Army Deputy Chief of Staff G-6 Lt. Gen. John Morrison (left) and Chief Information Officer Dr. Raj Iyer (on screen) mentored high school students attending the Black Engineer of the Year Awards Science, Technology, Engineering and Mathematics Conference held virtually. The mentoring session on February 12, 2021 was at the midpoint of the three-day event.
Army Deputy Chief of Staff G-6 Lt. Gen. John Morrison (left) and Chief Information Officer Dr. Raj Iyer (on screen) mentored high school students attending the Black Engineer of the Year Awards Science, Technology, Engineering and Mathematics Conference held virtually. The mentoring session on February 12, 2021 was at the midpoint of the three-day event. (Photo Credit: Photo by DCS, G-6 staff) VIEW ORIGINAL

More than 350 students received several career and life lessons outside the classroom this year during the 35th annual Black Engineer of the Year Awards (BEYA) Virtual STEM conference.

Each year, the event brings together professionals and students to share their experiences and career information over a three-day period.

Industry and military leaders led conference sessions focused on topics including: The National Perspective on Global Energy, Cybersecurity, Artificial intelligence and Historically Black Colleges and Universities, Improving Study Skills, and Creating and Building Productive Connections.

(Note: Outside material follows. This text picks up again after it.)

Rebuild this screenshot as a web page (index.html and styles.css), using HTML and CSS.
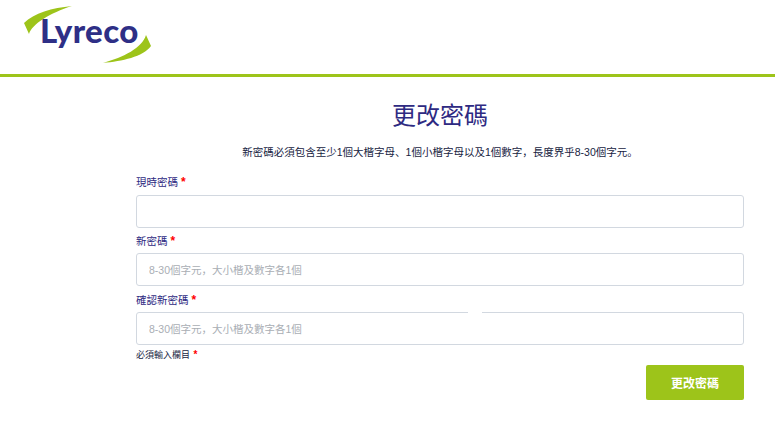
FILE: index.html
```html
<!DOCTYPE html>
<html lang="zh">
<head>
<meta charset="utf-8">
<title>更改密碼</title>
<link rel="stylesheet" href="styles.css">
</head>
<body>
<header class="header">
  <div class="logo">
    <svg class="logo-art" width="155" height="66" viewBox="0 0 155 66" aria-hidden="true">
      <path class="swoosh" d="M72 6 C52 8 34 13 24 23 L29 34 C32 24 50 13 72 6 Z"/>
      <path class="swoosh" d="M103 63 C122 61 143 57 151 46 L146 35 C142 48 124 57 103 63 Z"/>
      <text class="logo-text" x="40" y="43">Lyreco</text>
    </svg>
  </div>
</header>
<main class="main">
  <h1 class="title">更改密碼</h1>
  <p class="intro">新密碼必須包含至少1個大楷字母、1個小楷字母以及1個數字，長度界乎8-30個字元。</p>
  <form class="form">
    <div class="field">
      <label class="label label-first">現時密碼 <span class="req">*</span></label>
      <input class="input" type="password">
    </div>
    <div class="field">
      <label class="label">新密碼 <span class="req">*</span></label>
      <input class="input" type="password" placeholder="8-30個字元，大小楷及數字各1個">
    </div>
    <div class="field">
      <label class="label">確認新密碼 <span class="req">*</span></label>
      <input class="input" type="password" placeholder="8-30個字元，大小楷及數字各1個">
      <span class="notch"></span>
    </div>
    <p class="note">必須輸入欄目 <span class="req">*</span></p>
    <div class="actions">
      <button class="button" type="button">更改密碼</button>
    </div>
  </form>
</main>
</body>
</html>
```
FILE: styles.css
```css
* { box-sizing: border-box; }
html, body { margin: 0; padding: 0; }
body {
  background: #fff;
  font-family: "Liberation Sans", "Noto Sans CJK SC", sans-serif;
  color: #2e2a82;
  height: 427px;
  overflow: hidden;
}
.header {
  height: 77px;
  border-bottom: 3px solid #9dc41a;
}
.logo { height: 74px; }
.logo-art { display: block; overflow: visible; }
.swoosh { fill: #9dc41a; }
.logo-text {
  font-family: "Lato", sans-serif;
  font-weight: 900;
  font-size: 33px;
  letter-spacing: 0.4px;
  fill: #2e2f86;
}
.main { width: 608px; margin: 0 0 0 136px; }
.title {
  margin: 0;
  padding-top: 21px;
  font-size: 24px;
  font-weight: 400;
  line-height: 36px;
  text-align: center;
  color: #2e2a82;
}
.intro {
  margin: 10px 0 0;
  font-size: 10.5px;
  line-height: 16px;
  text-align: center;
  color: #17233f;
}
.form { margin-top: 13px; }
.field { position: relative; }
.field + .field { margin-top: 3px; }
.field + .field + .field { margin-top: 4px; }
.label {
  display: block;
  height: 22px;
  font-size: 10.5px;
  line-height: 14px;
  padding-top: 3px;
  color: #2e2a82;
}
.label-first { padding-top: 2px; }
.req { color: #f00; font-size: 12px; font-weight: 700; }
.input {
  display: block;
  width: 100%;
  height: 33px;
  border: 1px solid #d2d8e0;
  border-radius: 3px;
  padding: 0 12px;
  background: #fff;
  font-family: inherit;
  font-size: 10.5px;
  outline: none;
}
.input::placeholder { color: #a9aeb4; opacity: 1; }
.notch {
  position: absolute;
  left: 332px;
  top: 21px;
  width: 14px;
  height: 3px;
  background: #fff;
}
.note {
  margin: 4px 0 0;
  font-size: 9px;
  line-height: 12px;
  color: #17233f;
}
.note .req { font-size: 10px; margin-left: 1px; }
.actions { display: flex; justify-content: flex-end; margin-top: 4px; }
.button {
  width: 98px;
  height: 35px;
  border: 0;
  border-radius: 2px;
  background: #9dc41a;
  color: #fff;
  font-family: inherit;
  font-size: 12px;
  font-weight: 700;
}
```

The Army hosted the Stars and Stripes mentoring program during day two of the conference. The discussion focused on a variety of topics including career advice to overcoming challenges.

Lt. Gen. R. Scott Dingle, U.S. Army Surgeon General; Dr. Raj Iyer, Chief Information Officer (CIO) for Information Technology Reform; and Lt. Gen. John B. Morrison, Deputy Chief of Staff, G-6 led one of many mentoring sessions throughout the conference.

Each leader spent 25 minutes speaking to groups of pre-college students about the benefits of military service and STEM career fields. During the interactive dialogue sessions, students and mentors discussed several topics including: STEM careers, life skills and community involvement. The Army is actively recruiting for more than 1,000 STEM post-secondary and recent graduate appointments, including 200 STEM positions specific to the Army Career Development Program.

As the Army continues to focus on new adversaries in the cyber and technology fields, senior Army leaders emphasized the importance that science, technology, engineering and math will play.

“Technical talent is much needed in this country. This is why we’re having these events and why the Army is so committed to helping build the next generation of technology leaders,” said Iyer. “We need to build excitement around STEM and develop a passion so you guys can succeed,” Iyer continued.

Iyer and Morrison reminded students to face challenges head on.

“You have to be ready for any kind of surprises that come your way. A STEM career will put you to the test so don’t let anyone stand in your way. You must put your best foot forward, because hard work will pay off,” Iyer said.

“It is very hard to plan your career. When I first got out of college I kind of knew what I wanted to do, but as you learn more and get into the workforce, the biggest thing you have to learn is to remain flexible and keep your options open and you’ll see your career in a whole different light. You should always have an open mind, open attitude, listen to people and continue to learn.,” Iyer explained.

“Throughout the course of your life, you’re going to continuously run into challenges all the time, but how you react to those challenges will make the difference. This helps you improve as a person,” Morrison added

The BEYA conference also promotes recruiting, networking and professional development for STEM college students while also promoting diversity and inclusion.

“It’s all about people and when you look at our military, our nation and when we all come together it doesn’t matter what our backgrounds are or where we’re from, it’s about harnessing the strength of the folks that work with you, work for you and above you,” explained Morrison. “When we have to seek a common purpose and at this point there’s nothing we can’t do. At the end, that’s what it’s really about, what did you give back to somebody or your community for the greater good,” Morrison added.

As the mentor forum wrapped up, Dingle and Iyer encouraged the students to follow their dreams and plant their legacy.

“Set your goals, aim high and go big,” Dingle concluded. “Challenges don’t determine how far how you go. Mentors don’t have to look like us, they are anyone that invests in you, that encourage you and inspire you. Live your dreams and have the passion to go after it and don’t let anything nor anyone stop you or deter you from living your dream.”

“At the end of the day, you have to ask yourself what’s your passion? What makes you happy? You have to be able to answer that and also determine what kind of legacy am I leaving. If you look at your career and what you want to do from that perspective, you will choose your career and how you get there will be entirely different,” Iyer added.